If I turn up to Kinetica this week and see a load bearing self-sustaining device then the above hypothesis is clearly wrong. But if I turn up and see a self-sustaining machine that overcomes friction but other than that does no useful "work" then I'll think they are planning to make the money from selling "How To" manuals of the story of the film so far, rather than "licences" for a commercial technology.

I hope I'm wrong. I hope we see an impressive load bearing self-sustaining device on Thursday, but I firmly suspect we won't when I stand back and analyse Steorn's behaviour.

04 July 2007 01:12  
Blogger Paul Story said...

Hi Anon,

Thanks for such considered feedback. This was one of my favourite candidates when I was in my 'it must be something else - anything but what they say' mode. It won't surprise some readers to learn that one of the clinchers for me is that it would imply that they are lying. If that was the case then all my observations about them being honest are void.

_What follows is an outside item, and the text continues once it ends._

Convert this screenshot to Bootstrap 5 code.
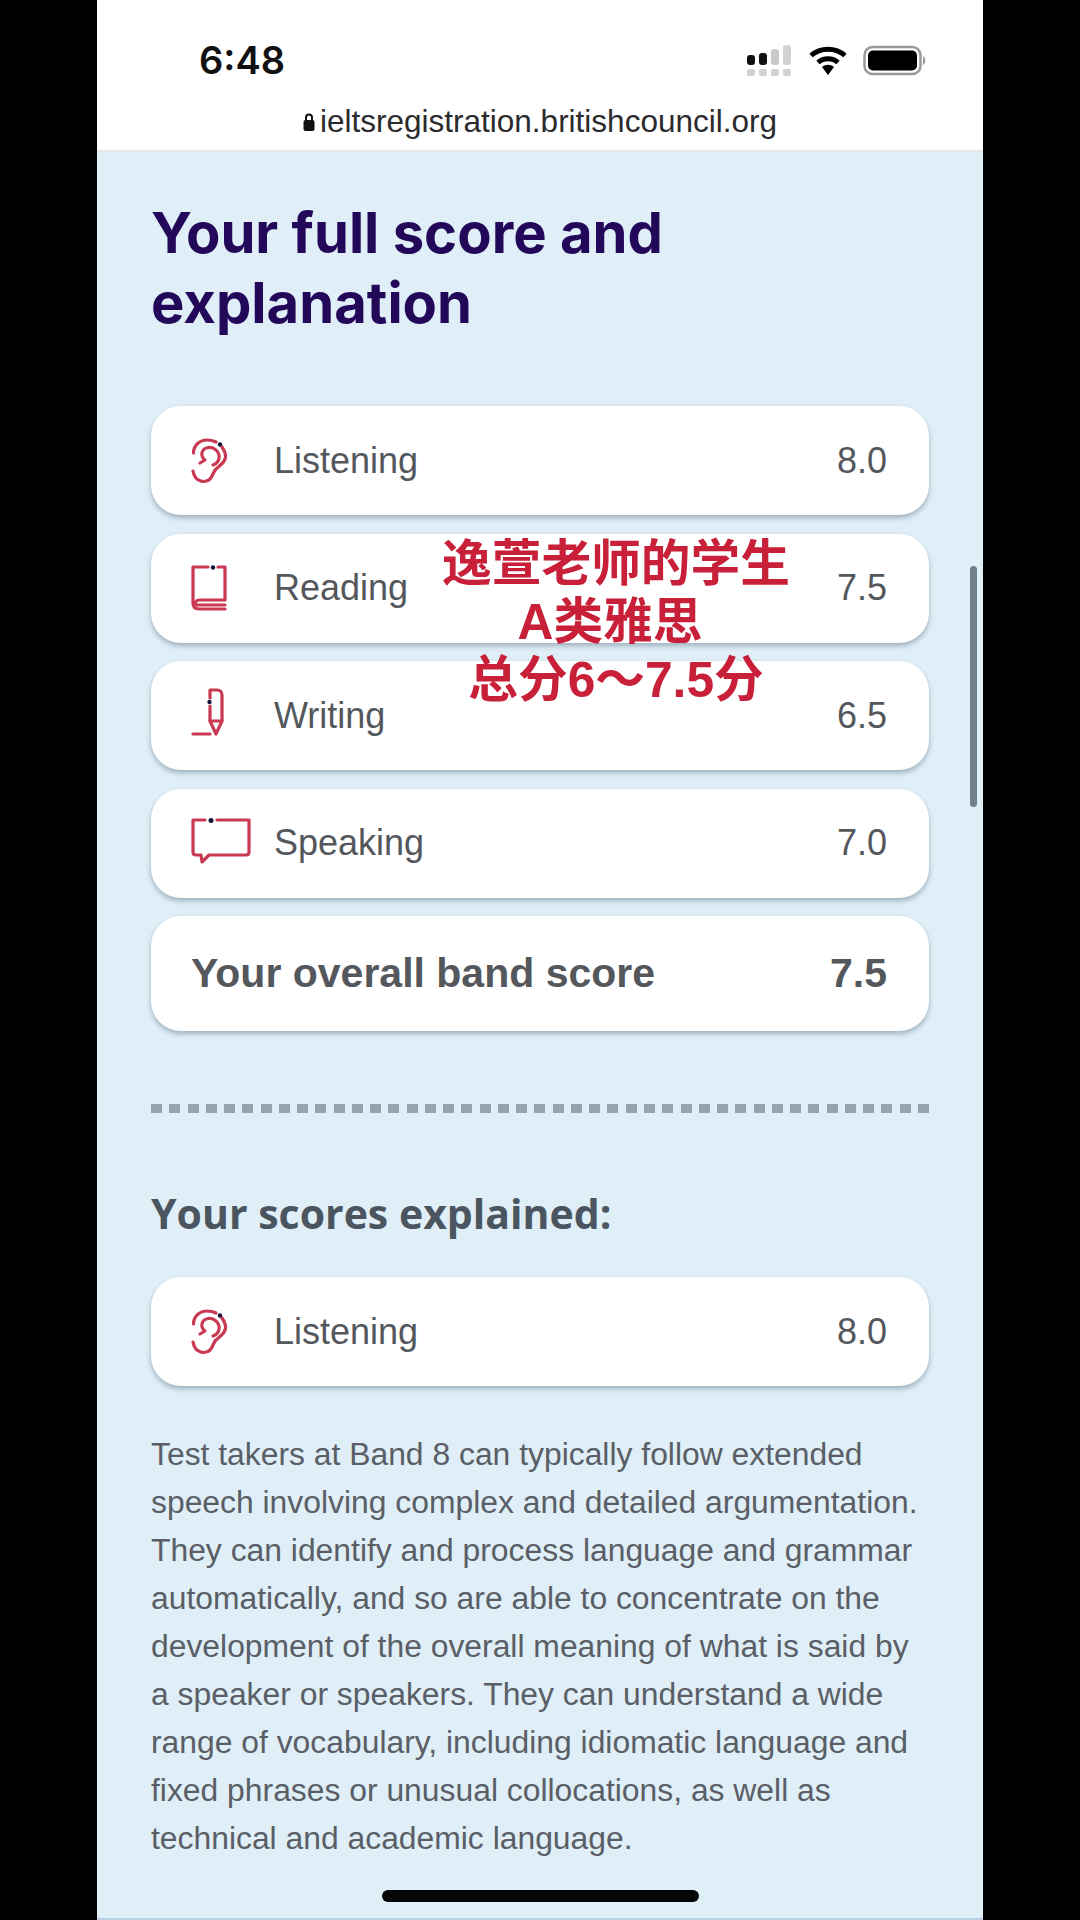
<!DOCTYPE html>
<html lang="en">
<head>
    <meta charset="UTF-8">
    <meta name="viewport" content="width=device-width, initial-scale=1.0">
    <title>IELTS score</title>
    <link href="https://cdn.jsdelivr.net/npm/bootstrap@5.3.0/dist/css/bootstrap.min.css" rel="stylesheet">
    <style>
        body { background: #000; font-family: "Liberation Sans", sans-serif; color: #54575c; }
        .phone { width: 886px; height: 1920px; margin-left: 97px; background: #dfeef7; position: relative; overflow: hidden; border-bottom: 2px solid #b9d0e2; }
        .top-bar { height: 152px; background: #fff; border-bottom: 2px solid #e3e8ea; }
        .status-row { height: 106px; padding: 41px 56px 0 102px; }
        .clock { font-family: Inter, sans-serif; font-weight: 600; font-size: 38px; line-height: 1; color: #111; }
        .url-row { font-size: 31.5px; line-height: 1; color: #2b2b2d; gap: 5px; }
        .content-area { padding: 0 54px; }
        .page-title { font-family: Inter, sans-serif; font-weight: 700; font-size: 56.2px; line-height: 70px; color: #23085a; margin: 46px 0 68px; }
        .score-list { gap: 18.5px; }
        .score-card { height: 109px; border: 0; border-radius: 30px; box-shadow: 0 3px 5px rgba(85, 105, 125, .45); padding: 0 42px 0 40px; font-size: 36px; }
        .score-card.total { height: 115px; font-size: 41px; font-weight: 700; }
        .icon-slot { width: 83px; flex: none; }
        .dash-line { height: 9px; margin: 73px 0 70px; background: repeating-linear-gradient(90deg, #95a3ad 0 11px, transparent 11px 18.26px); }
        .sub-title { font-weight: 700; font-size: 41px; line-height: 60px; color: #4b5560; margin-bottom: 34px; font-family: "Open Sans", sans-serif; }
        .band-text { font-size: 31.85px; line-height: 48px; margin: 44px 0 0; color: #5a5e66; }
        .red-note { position: absolute; left: 289px; top: 535px; width: 460px; font-family: "Liberation Sans", "Noto Sans CJK SC", sans-serif; font-weight: 700; font-size: 49.7px; line-height: 58px; color: #c9203a; }
        .note-mid { margin-right: 12px; }
        .scroll-thumb { position: absolute; right: 6px; top: 566px; width: 7px; height: 241px; border-radius: 4px; background: #70808c; }
        .home-bar { position: absolute; left: 285px; top: 1890px; width: 317px; height: 12px; border-radius: 6px; background: #050507; }
        .ico { fill: none; stroke: #c93a52; stroke-width: 3.2; stroke-linecap: round; stroke-linejoin: round; display: block; }
        .ico circle { fill: #15163a; stroke: none; }
    </style>
</head>
<body>
    <div class="phone">
        <div class="top-bar">
            <div class="status-row d-flex justify-content-between align-items-start">
                <div class="clock">6:48</div>
                <div class="d-flex align-items-center gap-2 mt-1">
                    <svg width="46" height="32" viewBox="0 0 46 32">
                        <rect x="0" y="10" width="8" height="10" rx="3" fill="#111"/>
                        <rect x="12" y="8" width="8" height="12" rx="3" fill="#111"/>
                        <rect x="24" y="4" width="8" height="16" rx="3" fill="#c9c9c9"/>
                        <rect x="36" y="0" width="8" height="20" rx="3" fill="#d2d2d2"/>
                        <rect x="0" y="24" width="8" height="7" rx="2" fill="#d2d2d2"/>
                        <rect x="12" y="24" width="8" height="7" rx="2" fill="#d2d2d2"/>
                        <rect x="24" y="24" width="8" height="7" rx="2" fill="#d2d2d2"/>
                        <rect x="36" y="24" width="8" height="7" rx="2" fill="#d2d2d2"/>
                    </svg>
                    <svg class="ms-2" width="38" height="30" viewBox="0 0 38 30">
                        <path d="M2 9.500C11.500 1 26.500 1 36 9.500" fill="none" stroke="#000" stroke-width="5"/>
                        <path d="M9 16.500C14.500 11.500 23.500 11.500 29 16.500" fill="none" stroke="#000" stroke-width="5"/>
                        <path d="M13 21C16.500 18 21.500 18 25 21L19 29Z" fill="#000"/>
                    </svg>
                    <svg class="ms-2" width="64" height="32" viewBox="0 0 64 32">
                        <rect x="1.500" y="2" width="56" height="27" rx="8" fill="none" stroke="#9a9a9a" stroke-width="2.500"/>
                        <rect x="5" y="5.500" width="49" height="20" rx="5" fill="#000"/>
                        <path d="M60 11C63 12 63 19 60 20Z" fill="#999"/>
                    </svg>
                </div>
            </div>
            <div class="url-row d-flex justify-content-center align-items-center">
                <svg width="12" height="20" viewBox="0 0 12 20">
                    <path d="M3 9V5.500C3 1.500 9 1.500 9 5.500V9" fill="none" stroke="#111" stroke-width="2"/>
                    <rect x="0.500" y="8" width="11" height="11" rx="2" fill="#111"/>
                </svg>
                <span>ieltsregistration.britishcouncil.org</span>
            </div>
        </div>

        <div class="content-area">
            <h1 class="page-title">Your full score and<br>explanation</h1>

            <div class="score-list d-flex flex-column">
                <div class="score-card card flex-row align-items-center">
                    <div class="icon-slot">
                        <svg class="ico" width="37" height="46" viewBox="0 0 37 46">
                            <path d="M2.500 15C2.500 7 9 2 16 2C20 2 23 3 25 4"/>
                            <path d="M31 9C33 12 35 15 34.500 19C34 25 28 28 25 31C22 34 22 38 19 41C15 45 4 45 2 33"/>
                            <path d="M9 25L14 22C9 18 10 11 17 9.500C23 8.500 29 14 28 20C27.500 24 25 26 22 27"/>
                            <circle cx="29" cy="6.500" r="2.200"/>
                        </svg>
                    </div>
                    <span class="flex-grow-1">Listening</span>
                    <span>8.0</span>
                </div>
                <div class="score-card card flex-row align-items-center">
                    <div class="icon-slot">
                        <svg class="ico" width="36" height="46" viewBox="0 0 36 46">
                            <path d="M17 2H2V38C2 42 4 44 8 44H34"/>
                            <path d="M27 2H34V35H9C4 35 3 39 6 40H34"/>
                            <circle cx="22" cy="2.500" r="2.200"/>
                        </svg>
                    </div>
                    <span class="flex-grow-1">Reading</span>
                    <span>7.5</span>
                </div>
                <div class="score-card card flex-row align-items-center">
                    <div class="icon-slot">
                        <svg class="ico mb-2" width="36" height="48" viewBox="0 0 36 48">
                            <path d="M2 46H19"/>
                            <path d="M19 10V2H26C29 2 31 4 31 7V33L25 46L19 33V18"/>
                            <path d="M19 33H31"/>
                            <circle cx="18.500" cy="14" r="2.200"/>
                        </svg>
                    </div>
                    <span class="flex-grow-1">Writing</span>
                    <span>6.5</span>
                </div>
                <div class="score-card card flex-row align-items-center">
                    <div class="icon-slot">
                        <svg class="ico mb-1" width="60" height="46" viewBox="0 0 60 46">
                            <path d="M14 2H2V34C2 36 3 37 5 37H10L11 44L18 37H55C57 37 58 36 58 34V2H26"/>
                            <circle cx="20" cy="2.500" r="2.500"/>
                        </svg>
                    </div>
                    <span class="flex-grow-1">Speaking</span>
                    <span>7.0</span>
                </div>
                <div class="score-card total card flex-row align-items-center justify-content-between">
                    <span>Your overall band score</span>
                    <span>7.5</span>
                </div>
            </div>

            <div class="dash-line"></div>

            <div class="sub-title">Your scores explained:</div>

            <div class="score-card card flex-row align-items-center">
                <div class="icon-slot">
                    <svg class="ico" width="37" height="46" viewBox="0 0 37 46">
                        <path d="M2.500 15C2.500 7 9 2 16 2C20 2 23 3 25 4"/>
                        <path d="M31 9C33 12 35 15 34.500 19C34 25 28 28 25 31C22 34 22 38 19 41C15 45 4 45 2 33"/>
                        <path d="M9 25L14 22C9 18 10 11 17 9.500C23 8.500 29 14 28 20C27.500 24 25 26 22 27"/>
                        <circle cx="29" cy="6.500" r="2.200"/>
                    </svg>
                </div>
                <span class="flex-grow-1">Listening</span>
                <span>8.0</span>
            </div>

            <p class="band-text">Test takers at Band 8 can typically follow extended speech involving complex and detailed argumentation. They can identify and process language and grammar automatically, and so are able to concentrate on the development of the overall meaning of what is said by a speaker or speakers. They can understand a wide range of vocabulary, including idiomatic language and fixed phrases or unusual collocations, as well as technical and academic language.</p>
        </div>

        <div class="red-note text-center">逸萱老师的学生<br><span class="note-mid">A类雅思</span><br>总分6～7.5分</div>
        <div class="scroll-thumb"></div>
        <div class="home-bar"></div>
    </div>

    <script src="https://cdn.jsdelivr.net/npm/bootstrap@5.3.0/dist/js/bootstrap.bundle.min.js"></script>
</body>
</html>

If they are not truthful, I would probably assume they have nothing of worth because anything less than the very specific claims they make will seem pathetic.

On the media front:

They have been refusing interviews for most of the past year because there was little to say. The story would have gone round and round until it fizzled out and the conjecture would not have moved on. The Economist advert did its job. It got enough publicity for them to attract the scientists, a range of geeks, forum followers and enough people for them to understand and finesse their responses to various types of public reaction.

As you say; until we see the demo, there is little left to say. We need something more to talk about and I think we are about to get it.